# Faith's little boy



## RPC (Nov 6, 2009)

I have been at my fathers taking care of his cattle while he is on vacation, and my mom and sister are taking care of my goats since they are easier for them. My mom called me this morning at 7:30 and said she went to go do chores and when she opened Ruby and Faiths pen she found a little buckling. So I rushed over to see the little guy after I got chores done at my dads. He is really cute and his left ear is half red and half white. He is not as big as Sky's single but still about 8 pounds. I told my sister that since she is watching them she gets to name this one.
This is how I found them when I got home.








He is moving around really well so I think he was born about midnight. Look at his ear I really like it.








I really like the front end of this guy but I hope he takes after his dad and has a nice big butt.









Well we are done now until next year. Hopefully we have a better year next year with everyone getting bred on time and no bad delivery's.


----------



## nancy d (Oct 5, 2007)

Good mama Faith! He IS nice RPC, very nice! My buck has an ear like that & throws it quite a bit.
Congrats!!


----------



## jodief100 (Jan 15, 2011)

Really cute! Congrats.


----------



## RPC (Nov 6, 2009)

Thank you I am pretty happy with him. I just wish his mom would throw some twins. I really like her kid from last year and this one but I don't like a doe that throws singles. I will see how this guy grows and if he does well then she gets to stay but if not I think she will be for sale. This is her 3rd freshening but her first buckling. That was another thing if I breed my does for 4-H market wethers and I told her if she didn't give me a buck she was gone.
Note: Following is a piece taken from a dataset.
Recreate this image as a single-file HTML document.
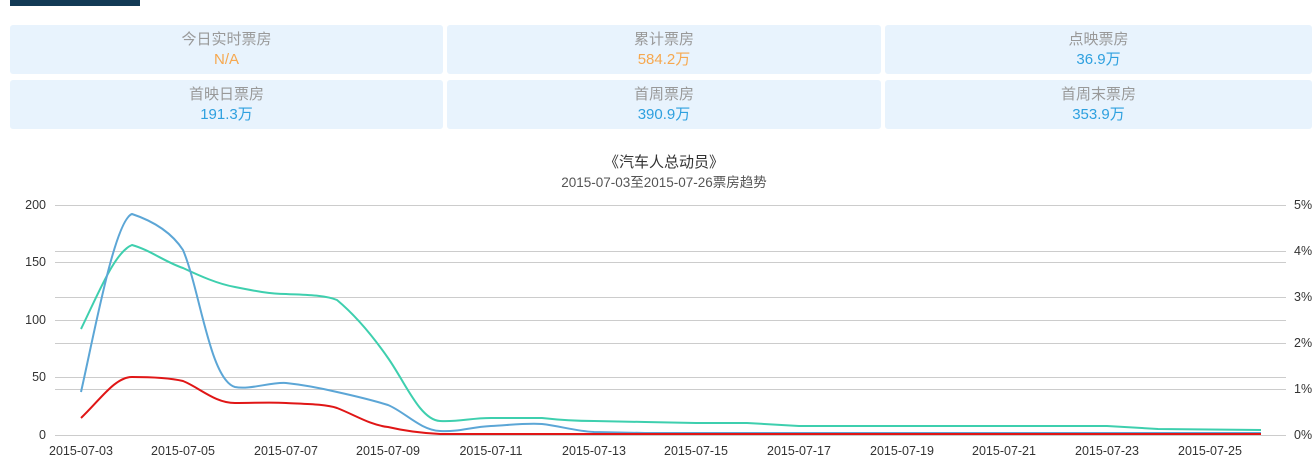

So I guess she wants to stay for a little while still.


----------



## AlaskaBoers (May 7, 2008)

bolus her with copper a bit before breeding, bet you'll get twins  

He's really nice, I like him!!


----------



## StaceyRosado (Oct 5, 2007)

Very nice - handsome boy


----------



## toth boer goats (Jul 20, 2008)

Very nice...congrats...... :thumb:


----------



## Oakmarsh Nigerians (Mar 12, 2011)

Very handsome fella, congrats!


----------



## lissablack (Nov 30, 2009)

I love that ear too. He is really handsome!

Jan


----------



## Perfect7 (Apr 19, 2010)

Wow, Roger! He's very nice, and you are right, a very nice front end on him!  I'd rather have a doe that has one nice kid a year than one who has so-so triplets. :wink: Looks like he's a keeper!


----------



## freedomstarfarm (Mar 25, 2011)

Cute!


----------



## RPC (Nov 6, 2009)

Perfect 7 sadly he is not a keeper I will be selling him. I have not been able to sell any kids this year so he has to go. I am going to try and sell him as a commercial buck. So if anyone is interested let me know.


----------



## Itchysmom (Apr 3, 2010)

Sure wish I was closer...I'd take him!


----------



## RPC (Nov 6, 2009)

That would be awesome if only you were closer.


----------



## iddybit acres (Feb 18, 2011)

So cute


----------